Verizon Business, in its Data Breach Investigation Supplemental Report has fingered RAM scraping, a fairly new form of malware designed to capture memory data from a system and produces a formatted output file for attackers, as a threat to watch out for in 2010.

Through sourcing groups of card numbers of a country and card type via a RAM Scraper then bundling it together, the information can be sold together as a group on the information black market, according to the company.

Mark Goudie, principal, forensics practice from Verizon Business Asia Pacific, said from an attackers point of view, RAM Scrapers avoid having to deal with encrypted data as data is processed unencrypted in memory.
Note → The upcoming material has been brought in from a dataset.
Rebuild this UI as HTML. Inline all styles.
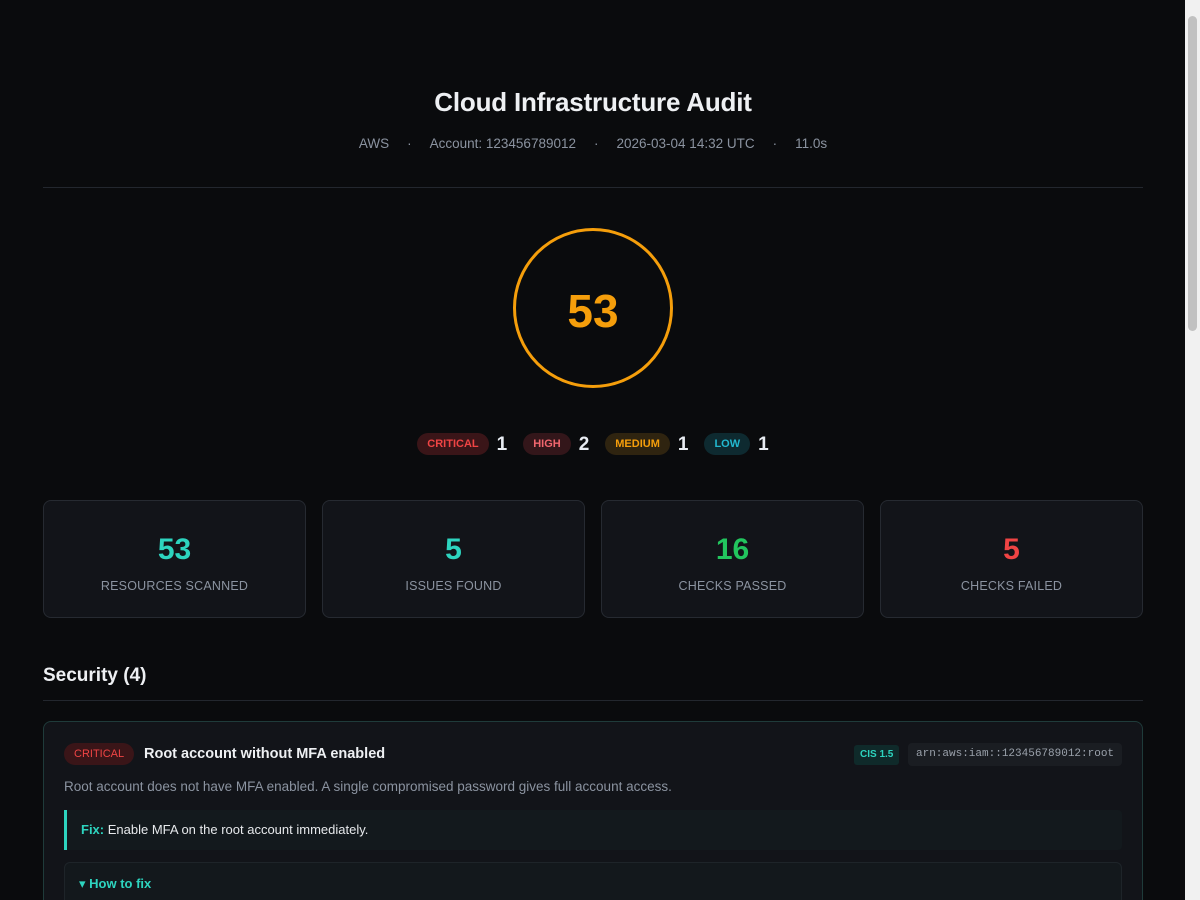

“Many standards, such as the PCI-DSS, have mandated that protected data should be encrypted at rest or when transmitted across open, public networks,” he said. “When data is processed by a system it is unencrypted, and the RAM scrapers dump memory into a file to search for the interesting data, therefore bypassing encryption of data at rest and across the network. In essence, the attackers have responded to the increased security requirements of encrypted data by attacking the next 'weak point' - system memory.”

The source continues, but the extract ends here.